**Set problem:** Check each line below for the word "components" and give the number of lines that have it, nothing more.

--- Begin Data block ---

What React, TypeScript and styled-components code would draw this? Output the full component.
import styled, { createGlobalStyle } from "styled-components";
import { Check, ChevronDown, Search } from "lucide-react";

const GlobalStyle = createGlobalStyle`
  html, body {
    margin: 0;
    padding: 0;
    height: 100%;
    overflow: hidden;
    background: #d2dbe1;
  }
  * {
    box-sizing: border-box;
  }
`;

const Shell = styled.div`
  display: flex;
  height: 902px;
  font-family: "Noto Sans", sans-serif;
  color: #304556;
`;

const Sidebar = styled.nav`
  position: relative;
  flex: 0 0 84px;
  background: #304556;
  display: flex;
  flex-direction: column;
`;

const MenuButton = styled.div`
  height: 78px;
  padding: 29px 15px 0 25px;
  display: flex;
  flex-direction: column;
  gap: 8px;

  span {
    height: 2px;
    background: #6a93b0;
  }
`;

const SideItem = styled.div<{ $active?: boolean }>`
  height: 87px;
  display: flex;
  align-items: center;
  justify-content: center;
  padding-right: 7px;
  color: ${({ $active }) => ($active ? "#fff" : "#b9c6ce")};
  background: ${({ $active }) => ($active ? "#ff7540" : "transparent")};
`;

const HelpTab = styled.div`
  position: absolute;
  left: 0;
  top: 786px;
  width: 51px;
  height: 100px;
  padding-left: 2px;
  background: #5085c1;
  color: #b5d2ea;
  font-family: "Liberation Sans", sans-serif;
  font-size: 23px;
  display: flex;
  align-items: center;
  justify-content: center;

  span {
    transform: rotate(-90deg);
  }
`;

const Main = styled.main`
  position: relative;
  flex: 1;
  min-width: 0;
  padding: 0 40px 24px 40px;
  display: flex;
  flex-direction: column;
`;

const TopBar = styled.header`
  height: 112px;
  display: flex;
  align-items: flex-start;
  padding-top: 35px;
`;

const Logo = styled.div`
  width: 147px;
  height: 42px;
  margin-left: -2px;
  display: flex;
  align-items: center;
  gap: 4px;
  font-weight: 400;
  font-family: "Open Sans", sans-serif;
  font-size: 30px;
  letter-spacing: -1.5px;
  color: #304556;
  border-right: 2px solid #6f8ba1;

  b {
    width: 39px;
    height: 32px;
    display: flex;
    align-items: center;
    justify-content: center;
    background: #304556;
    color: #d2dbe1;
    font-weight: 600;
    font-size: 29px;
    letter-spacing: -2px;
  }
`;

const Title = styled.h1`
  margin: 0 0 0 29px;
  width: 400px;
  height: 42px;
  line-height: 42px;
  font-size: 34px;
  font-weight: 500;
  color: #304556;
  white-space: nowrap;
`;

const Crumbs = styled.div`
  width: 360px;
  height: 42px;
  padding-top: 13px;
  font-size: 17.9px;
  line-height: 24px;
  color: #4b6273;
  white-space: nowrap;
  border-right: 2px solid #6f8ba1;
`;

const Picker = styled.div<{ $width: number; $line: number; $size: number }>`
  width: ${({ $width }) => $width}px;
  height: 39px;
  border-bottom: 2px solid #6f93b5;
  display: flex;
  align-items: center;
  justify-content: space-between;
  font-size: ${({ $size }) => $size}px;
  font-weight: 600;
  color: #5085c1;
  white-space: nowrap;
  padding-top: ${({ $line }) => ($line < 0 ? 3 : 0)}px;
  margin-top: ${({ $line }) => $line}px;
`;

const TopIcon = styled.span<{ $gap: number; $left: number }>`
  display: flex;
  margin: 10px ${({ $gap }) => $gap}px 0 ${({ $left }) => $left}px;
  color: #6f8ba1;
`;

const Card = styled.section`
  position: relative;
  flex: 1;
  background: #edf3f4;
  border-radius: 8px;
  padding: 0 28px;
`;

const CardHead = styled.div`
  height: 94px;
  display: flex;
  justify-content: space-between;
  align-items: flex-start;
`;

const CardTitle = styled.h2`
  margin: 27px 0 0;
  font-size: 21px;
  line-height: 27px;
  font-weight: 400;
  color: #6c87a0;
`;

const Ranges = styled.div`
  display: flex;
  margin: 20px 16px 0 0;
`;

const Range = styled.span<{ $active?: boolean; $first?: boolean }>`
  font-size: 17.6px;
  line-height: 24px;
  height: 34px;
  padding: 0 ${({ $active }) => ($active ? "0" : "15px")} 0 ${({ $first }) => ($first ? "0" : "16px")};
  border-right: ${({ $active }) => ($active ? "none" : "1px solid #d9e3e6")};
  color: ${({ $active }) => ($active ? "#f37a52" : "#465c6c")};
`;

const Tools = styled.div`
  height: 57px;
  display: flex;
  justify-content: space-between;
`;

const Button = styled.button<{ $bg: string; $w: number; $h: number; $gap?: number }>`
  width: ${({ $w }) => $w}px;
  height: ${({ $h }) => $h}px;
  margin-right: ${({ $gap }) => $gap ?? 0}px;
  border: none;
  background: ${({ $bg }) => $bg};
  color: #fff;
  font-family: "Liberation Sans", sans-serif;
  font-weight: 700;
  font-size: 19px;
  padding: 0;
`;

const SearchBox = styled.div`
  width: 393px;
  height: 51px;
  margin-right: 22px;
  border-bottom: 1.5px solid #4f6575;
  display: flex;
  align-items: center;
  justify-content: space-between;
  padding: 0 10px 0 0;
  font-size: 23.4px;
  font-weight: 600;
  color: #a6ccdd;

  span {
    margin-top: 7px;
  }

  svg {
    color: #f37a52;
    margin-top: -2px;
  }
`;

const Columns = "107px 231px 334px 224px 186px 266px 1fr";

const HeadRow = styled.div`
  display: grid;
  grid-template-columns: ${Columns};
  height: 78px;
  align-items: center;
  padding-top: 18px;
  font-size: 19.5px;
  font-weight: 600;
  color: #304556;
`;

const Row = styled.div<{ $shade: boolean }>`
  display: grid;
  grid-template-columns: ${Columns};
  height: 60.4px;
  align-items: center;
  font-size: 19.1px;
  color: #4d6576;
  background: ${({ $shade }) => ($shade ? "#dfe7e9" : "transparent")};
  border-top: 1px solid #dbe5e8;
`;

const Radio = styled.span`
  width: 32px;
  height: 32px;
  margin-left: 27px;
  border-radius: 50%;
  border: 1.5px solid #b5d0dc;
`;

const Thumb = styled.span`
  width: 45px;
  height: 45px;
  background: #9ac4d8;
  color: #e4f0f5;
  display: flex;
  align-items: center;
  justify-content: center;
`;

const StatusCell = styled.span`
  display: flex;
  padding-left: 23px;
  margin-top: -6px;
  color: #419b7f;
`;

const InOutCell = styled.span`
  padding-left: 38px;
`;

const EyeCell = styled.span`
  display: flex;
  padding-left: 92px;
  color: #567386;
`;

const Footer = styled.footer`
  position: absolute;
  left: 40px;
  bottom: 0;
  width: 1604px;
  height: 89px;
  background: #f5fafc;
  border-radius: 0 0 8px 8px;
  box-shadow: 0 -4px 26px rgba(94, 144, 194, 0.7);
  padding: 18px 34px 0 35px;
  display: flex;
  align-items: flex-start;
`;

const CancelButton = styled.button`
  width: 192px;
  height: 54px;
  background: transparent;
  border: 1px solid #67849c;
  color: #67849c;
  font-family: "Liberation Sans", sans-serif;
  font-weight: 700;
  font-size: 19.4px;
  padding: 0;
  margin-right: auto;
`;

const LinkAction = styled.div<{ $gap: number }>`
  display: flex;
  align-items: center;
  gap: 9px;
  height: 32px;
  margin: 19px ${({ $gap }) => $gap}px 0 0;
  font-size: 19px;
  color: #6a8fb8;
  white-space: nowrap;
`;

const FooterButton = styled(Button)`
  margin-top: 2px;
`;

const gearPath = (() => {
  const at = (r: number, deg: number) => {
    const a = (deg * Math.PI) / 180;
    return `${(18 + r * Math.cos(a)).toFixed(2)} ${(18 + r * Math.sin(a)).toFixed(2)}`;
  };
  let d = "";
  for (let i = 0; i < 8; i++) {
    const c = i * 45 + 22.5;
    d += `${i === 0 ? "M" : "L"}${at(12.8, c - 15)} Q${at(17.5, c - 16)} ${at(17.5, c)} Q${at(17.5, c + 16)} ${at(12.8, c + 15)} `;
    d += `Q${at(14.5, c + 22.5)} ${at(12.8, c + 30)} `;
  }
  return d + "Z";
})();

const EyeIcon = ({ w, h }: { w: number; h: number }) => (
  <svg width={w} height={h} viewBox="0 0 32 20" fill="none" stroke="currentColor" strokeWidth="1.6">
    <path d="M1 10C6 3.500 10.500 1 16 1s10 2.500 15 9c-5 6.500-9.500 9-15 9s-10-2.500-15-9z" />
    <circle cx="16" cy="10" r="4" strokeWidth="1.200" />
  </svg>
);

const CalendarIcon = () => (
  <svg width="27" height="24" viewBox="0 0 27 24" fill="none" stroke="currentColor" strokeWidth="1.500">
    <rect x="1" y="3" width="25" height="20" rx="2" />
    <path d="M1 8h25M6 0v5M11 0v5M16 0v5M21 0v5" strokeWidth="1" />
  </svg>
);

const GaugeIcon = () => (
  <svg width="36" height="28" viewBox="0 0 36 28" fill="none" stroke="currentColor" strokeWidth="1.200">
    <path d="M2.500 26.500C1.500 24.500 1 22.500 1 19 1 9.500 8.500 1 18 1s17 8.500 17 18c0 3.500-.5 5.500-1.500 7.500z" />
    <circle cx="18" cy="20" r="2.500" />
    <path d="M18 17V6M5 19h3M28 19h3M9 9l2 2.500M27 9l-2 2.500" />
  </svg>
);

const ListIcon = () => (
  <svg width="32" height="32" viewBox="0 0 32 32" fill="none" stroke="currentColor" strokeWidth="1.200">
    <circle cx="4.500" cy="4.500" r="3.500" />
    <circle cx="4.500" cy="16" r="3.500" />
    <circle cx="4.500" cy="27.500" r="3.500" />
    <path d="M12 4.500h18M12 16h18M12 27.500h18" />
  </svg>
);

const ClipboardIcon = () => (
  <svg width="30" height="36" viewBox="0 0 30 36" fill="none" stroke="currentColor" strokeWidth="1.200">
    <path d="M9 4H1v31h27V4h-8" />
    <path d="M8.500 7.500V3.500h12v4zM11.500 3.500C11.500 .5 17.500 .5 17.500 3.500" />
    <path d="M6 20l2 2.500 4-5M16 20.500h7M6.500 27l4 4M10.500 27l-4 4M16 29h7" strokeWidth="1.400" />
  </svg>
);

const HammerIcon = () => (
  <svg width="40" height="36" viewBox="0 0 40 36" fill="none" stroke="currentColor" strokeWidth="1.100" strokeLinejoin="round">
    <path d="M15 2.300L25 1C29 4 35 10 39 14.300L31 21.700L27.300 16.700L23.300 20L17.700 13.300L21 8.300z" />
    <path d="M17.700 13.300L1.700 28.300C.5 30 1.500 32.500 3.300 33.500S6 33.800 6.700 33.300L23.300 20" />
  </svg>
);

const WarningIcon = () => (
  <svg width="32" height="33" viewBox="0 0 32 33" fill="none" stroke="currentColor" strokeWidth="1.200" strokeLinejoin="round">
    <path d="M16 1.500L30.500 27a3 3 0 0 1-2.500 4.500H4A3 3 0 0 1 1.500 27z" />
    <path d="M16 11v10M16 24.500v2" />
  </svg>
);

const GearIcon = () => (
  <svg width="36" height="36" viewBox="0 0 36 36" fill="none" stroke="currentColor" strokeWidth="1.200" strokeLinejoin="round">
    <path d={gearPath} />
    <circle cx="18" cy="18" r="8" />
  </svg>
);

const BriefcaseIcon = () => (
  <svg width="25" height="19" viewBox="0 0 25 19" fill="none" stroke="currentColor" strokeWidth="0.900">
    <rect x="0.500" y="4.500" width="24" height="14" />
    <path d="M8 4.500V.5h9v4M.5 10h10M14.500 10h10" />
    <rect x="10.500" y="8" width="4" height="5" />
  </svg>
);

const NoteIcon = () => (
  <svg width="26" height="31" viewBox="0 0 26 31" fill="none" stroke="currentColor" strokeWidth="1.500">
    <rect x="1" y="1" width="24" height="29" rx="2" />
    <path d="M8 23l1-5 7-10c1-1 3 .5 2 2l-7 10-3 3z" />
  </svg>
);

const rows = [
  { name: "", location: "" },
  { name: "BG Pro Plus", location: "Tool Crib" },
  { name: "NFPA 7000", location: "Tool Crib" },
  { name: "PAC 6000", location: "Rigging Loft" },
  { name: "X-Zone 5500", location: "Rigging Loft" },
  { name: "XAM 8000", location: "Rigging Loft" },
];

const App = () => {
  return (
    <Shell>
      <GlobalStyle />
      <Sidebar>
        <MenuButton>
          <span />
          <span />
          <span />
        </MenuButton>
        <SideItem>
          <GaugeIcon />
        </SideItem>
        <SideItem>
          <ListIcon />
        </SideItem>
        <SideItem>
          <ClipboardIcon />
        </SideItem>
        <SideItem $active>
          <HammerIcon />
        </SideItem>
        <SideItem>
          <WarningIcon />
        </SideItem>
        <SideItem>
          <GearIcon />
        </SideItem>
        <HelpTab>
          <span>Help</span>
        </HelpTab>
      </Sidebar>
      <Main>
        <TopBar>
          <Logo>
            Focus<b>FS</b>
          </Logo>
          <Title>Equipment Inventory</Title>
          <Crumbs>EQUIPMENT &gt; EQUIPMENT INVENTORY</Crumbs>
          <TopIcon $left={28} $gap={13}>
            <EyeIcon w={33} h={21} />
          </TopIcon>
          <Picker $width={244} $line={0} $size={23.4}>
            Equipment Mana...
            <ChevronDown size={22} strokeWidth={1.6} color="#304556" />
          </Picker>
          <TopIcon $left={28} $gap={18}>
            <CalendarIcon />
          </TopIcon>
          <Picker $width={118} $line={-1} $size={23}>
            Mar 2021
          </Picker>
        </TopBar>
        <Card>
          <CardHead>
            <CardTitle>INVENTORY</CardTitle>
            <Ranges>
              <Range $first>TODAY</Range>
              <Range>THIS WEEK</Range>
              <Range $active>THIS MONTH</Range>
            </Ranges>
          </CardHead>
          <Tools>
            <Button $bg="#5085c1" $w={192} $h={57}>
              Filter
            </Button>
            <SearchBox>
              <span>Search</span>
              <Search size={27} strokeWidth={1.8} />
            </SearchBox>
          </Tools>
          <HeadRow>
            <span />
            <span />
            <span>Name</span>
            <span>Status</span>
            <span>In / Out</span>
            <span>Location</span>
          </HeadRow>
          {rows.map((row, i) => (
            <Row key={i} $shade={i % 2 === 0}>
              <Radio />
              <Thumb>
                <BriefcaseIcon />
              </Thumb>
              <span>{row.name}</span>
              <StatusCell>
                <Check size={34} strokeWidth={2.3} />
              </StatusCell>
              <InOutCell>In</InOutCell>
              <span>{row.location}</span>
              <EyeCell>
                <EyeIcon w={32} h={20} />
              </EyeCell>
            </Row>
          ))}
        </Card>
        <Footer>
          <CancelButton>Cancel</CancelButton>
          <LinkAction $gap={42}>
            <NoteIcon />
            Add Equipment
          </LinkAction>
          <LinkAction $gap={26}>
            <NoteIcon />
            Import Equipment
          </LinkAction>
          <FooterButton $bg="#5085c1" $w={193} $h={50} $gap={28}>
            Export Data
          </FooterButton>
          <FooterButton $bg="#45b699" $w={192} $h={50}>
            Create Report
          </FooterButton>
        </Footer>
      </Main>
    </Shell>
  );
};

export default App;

--- End Data block ---

**Reply to the task:** 2